◆ What is expected ◆
Using the records below, locate all lines containing "styles" and return them.
___ Data lines ___
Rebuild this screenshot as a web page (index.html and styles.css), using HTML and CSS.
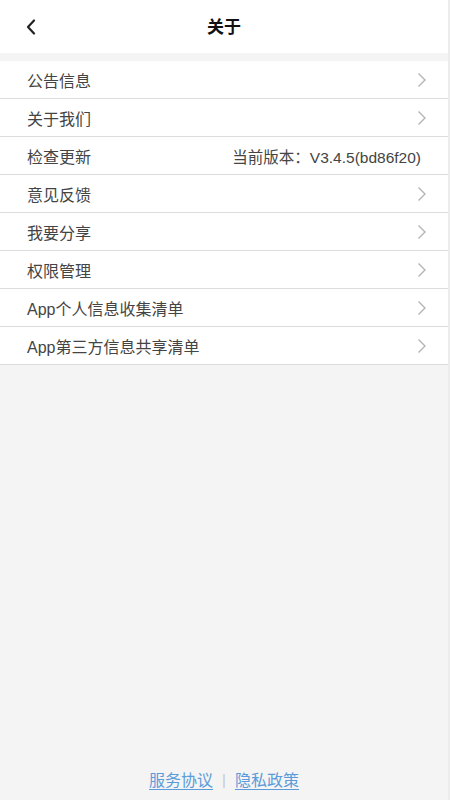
FILE: index.html
```html
<!DOCTYPE html>
<html lang="zh">
<head>
<meta charset="utf-8">
<link rel="stylesheet" href="styles.css">
</head>
<body>
<div class="page">
  <header class="topbar">
    <svg class="back" width="12" height="16" viewBox="0 0 12 16"><path d="M9 1.5 L3 8 L9 14.5" fill="none" stroke="#222" stroke-width="2.2" stroke-linecap="round" stroke-linejoin="round"/></svg>
    <h1 class="title">关于</h1>
  </header>
  <div class="gap"></div>
  <ul class="list">
    <li class="row"><span class="label">公告信息</span><svg class="chev" width="10" height="16" viewBox="0 0 10 16"><path d="M1.5 1.5 L8 8 L1.5 14.5" fill="none" stroke="#b4b4b4" stroke-width="1.4"/></svg></li>
    <li class="row"><span class="label">关于我们</span><svg class="chev" width="10" height="16" viewBox="0 0 10 16"><path d="M1.5 1.5 L8 8 L1.5 14.5" fill="none" stroke="#b4b4b4" stroke-width="1.4"/></svg></li>
    <li class="row"><span class="label">检查更新</span><span class="version">当前版本：V3.4.5(bd86f20)</span></li>
    <li class="row"><span class="label">意见反馈</span><svg class="chev" width="10" height="16" viewBox="0 0 10 16"><path d="M1.5 1.5 L8 8 L1.5 14.5" fill="none" stroke="#b4b4b4" stroke-width="1.4"/></svg></li>
    <li class="row"><span class="label">我要分享</span><svg class="chev" width="10" height="16" viewBox="0 0 10 16"><path d="M1.5 1.5 L8 8 L1.5 14.5" fill="none" stroke="#b4b4b4" stroke-width="1.4"/></svg></li>
    <li class="row"><span class="label">权限管理</span><svg class="chev" width="10" height="16" viewBox="0 0 10 16"><path d="M1.5 1.5 L8 8 L1.5 14.5" fill="none" stroke="#b4b4b4" stroke-width="1.4"/></svg></li>
    <li class="row"><span class="label">App个人信息收集清单</span><svg class="chev" width="10" height="16" viewBox="0 0 10 16"><path d="M1.5 1.5 L8 8 L1.5 14.5" fill="none" stroke="#b4b4b4" stroke-width="1.4"/></svg></li>
    <li class="row"><span class="label">App第三方信息共享清单</span><svg class="chev" width="10" height="16" viewBox="0 0 10 16"><path d="M1.5 1.5 L8 8 L1.5 14.5" fill="none" stroke="#b4b4b4" stroke-width="1.4"/></svg></li>
  </ul>
  <div class="spacer"></div>
  <footer class="footer">
    <a class="link" href="#">服务协议</a>
    <span class="sep">|</span>
    <a class="link" href="#">隐私政策</a>
  </footer>
</div>
</body>
</html>
```
FILE: styles.css
```css
html, body {
  margin: 0;
  padding: 0;
}
body {
  font-family: "Liberation Sans", "Noto Sans CJK SC", sans-serif;
  background: #f4f4f4;
}
.page {
  width: 450px;
  height: 800px;
  display: flex;
  flex-direction: column;
  background: #f4f4f4;
  box-sizing: border-box;
  border-right: 2px solid #ececec;
}
.topbar {
  height: 53px;
  background: #fff;
  display: flex;
  align-items: center;
  position: relative;
  padding-left: 25px;
  flex-shrink: 0;
}
.back {
  display: block;
}
.title {
  position: absolute;
  left: 0;
  right: 0;
  top: 0;
  margin: 0;
  line-height: 56px;
  text-align: center;
  font-size: 17px;
  font-weight: 700;
  color: #111;
  pointer-events: none;
}
.gap {
  height: 8px;
  flex-shrink: 0;
}
.list {
  list-style: none;
  margin: 0;
  padding: 0;
  background: #fff;
}
.row {
  height: 37px;
  border-bottom: 1px solid #dcdcdc;
  display: flex;
  align-items: center;
  justify-content: space-between;
  padding: 0 21px 0 27px;
}
.label {
  font-size: 16px;
  color: #444;
}
.version {
  font-size: 15.5px;
  color: #444;
  margin-right: 6px;
}
.chev {
  display: block;
}
.spacer {
  flex: 1;
}
.footer {
  height: 42px;
  display: flex;
  align-items: center;
  justify-content: center;
  gap: 9px;
  padding-bottom: 0;
}
.link {
  font-size: 16px;
  color: #5b9bd9;
  text-decoration: underline;
  text-underline-offset: 3px;
}
.sep {
  color: #c8c8c8;
  font-size: 15px;
}
```
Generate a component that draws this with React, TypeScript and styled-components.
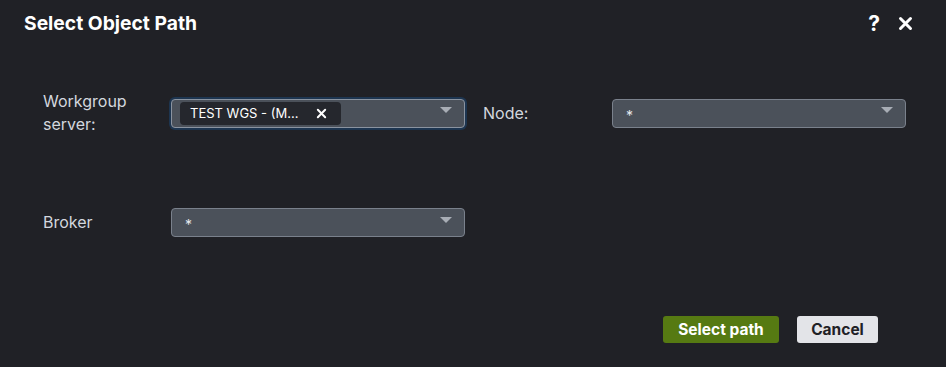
import styled, { createGlobalStyle } from 'styled-components';

const Global = createGlobalStyle`
  html, body {
    margin: 0;
    padding: 0;
    background: #202126;
  }
  * {
    box-sizing: border-box;
  }
`;

const Dialog = styled.div`
  width: 946px;
  height: 367px;
  background: #202126;
  font-family: Inter, 'Noto Sans', sans-serif;
  color: #d3d7de;
  display: flex;
  flex-direction: column;
`;

const Header = styled.div`
  height: 46px;
  padding: 0 33px 0 24px;
  display: flex;
  align-items: center;
  justify-content: space-between;
`;

const Title = styled.h1`
  margin: 0;
  font-size: 19.3px;
  font-weight: 700;
  color: #ffffff;
`;

const HeaderTools = styled.div`
  display: flex;
  align-items: center;
  gap: 18px;
`;

const ToolButton = styled.button`
  background: none;
  border: 0;
  padding: 0;
  color: #ffffff;
  font-family: Inter, sans-serif;
  font-size: 21px;
  font-weight: 700;
  line-height: 1;
  cursor: pointer;
  display: flex;
  align-items: center;
`;

const Form = styled.div`
  padding: 44px 40px 0 43px;
  display: grid;
  grid-template-columns: 128px 294px 147px 294px;
  row-gap: 72px;
  align-items: center;
`;

const Label = styled.label<{ $indent?: boolean }>`
  font-size: 16px;
  line-height: 23px;
  color: #d3d7de;
  padding-left: ${({ $indent }) => ($indent ? '18px' : '0')};
`;

const Select = styled.div<{ $focused?: boolean }>`
  height: 29px;
  border-radius: 4px;
  background: #4b515a;
  border: 1px solid ${({ $focused }) => ($focused ? '#8a93a0' : '#7a818c')};
  box-shadow: ${({ $focused }) => ($focused ? '0 0 0 2px #1d3550' : 'none')};
  display: flex;
  align-items: center;
  padding: 0 12px 0 8px;
`;

const Placeholder = styled.span`
  font-size: 14px;
  color: #e6e9ee;
  padding-left: 5px;
  padding-top: 4px;
  flex: 1;
`;

const Chip = styled.span`
  height: 23px;
  background: #25272d;
  border-radius: 4px;
  display: flex;
  align-items: center;
  padding: 0 14px 0 10px;
  gap: 18px;
  font-size: 13px;
  color: #ffffff;
`;

const ChipClose = styled.span`
  display: flex;
  align-items: center;
`;

const Spacer = styled.span`
  flex: 1;
`;

const Caret = styled.span`
  width: 0;
  height: 0;
  border-left: 6px solid transparent;
  border-right: 6px solid transparent;
  border-top: 6px solid #a8adb5;
  margin-top: -6px;
`;

const Footer = styled.div`
  margin-top: auto;
  padding: 0 68px 24px 0;
  display: flex;
  justify-content: flex-end;
  gap: 18px;
`;

const Button = styled.button<{ $primary?: boolean }>`
  height: 27px;
  border: 0;
  border-radius: 3px;
  padding: 0 14px;
  font-family: Inter, sans-serif;
  font-size: 15.5px;
  font-weight: 700;
  cursor: pointer;
  background: ${({ $primary }) => ($primary ? '#567a12' : '#e3e4e8')};
  color: ${({ $primary }) => ($primary ? '#ffffff' : '#1f2126')};
  min-width: ${({ $primary }) => ($primary ? '116px' : '81px')};
`;

const XIcon = ({ size, stroke }: { size: number; stroke: number }) => (
  <svg width={size} height={size} viewBox="0 0 12 12">
    <path d="M2 2 L10 10 M10 2 L2 10" stroke="#fff" strokeWidth={stroke} strokeLinecap="round" />
  </svg>
);

const App = () => {
  return (
    <>
      <Global />
      <Dialog>
        <Header>
          <Title>Select Object Path</Title>
          <HeaderTools>
            <ToolButton>?</ToolButton>
            <ToolButton>
              <XIcon size={15} stroke={2.4} />
            </ToolButton>
          </HeaderTools>
        </Header>
        <Form>
          <Label>
            Workgroup
            <br />
            server:
          </Label>
          <Select $focused>
            <Chip>
              TEST WGS - (M...
              <ChipClose>
                <XIcon size={11} stroke={2.2} />
              </ChipClose>
            </Chip>
            <Spacer />
            <Caret />
          </Select>
          <Label $indent>Node:</Label>
          <Select>
            <Placeholder>*</Placeholder>
            <Caret />
          </Select>
          <Label>Broker</Label>
          <Select>
            <Placeholder>*</Placeholder>
            <Caret />
          </Select>
        </Form>
        <Footer>
          <Button $primary>Select path</Button>
          <Button>Cancel</Button>
        </Footer>
      </Dialog>
    </>
  );
};

export default App;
___
◆ Correct output ◆
Rebuild this screenshot as a web page (index.html and styles.css), using HTML and CSS.
<link rel="stylesheet" href="styles.css">
FILE: styles.css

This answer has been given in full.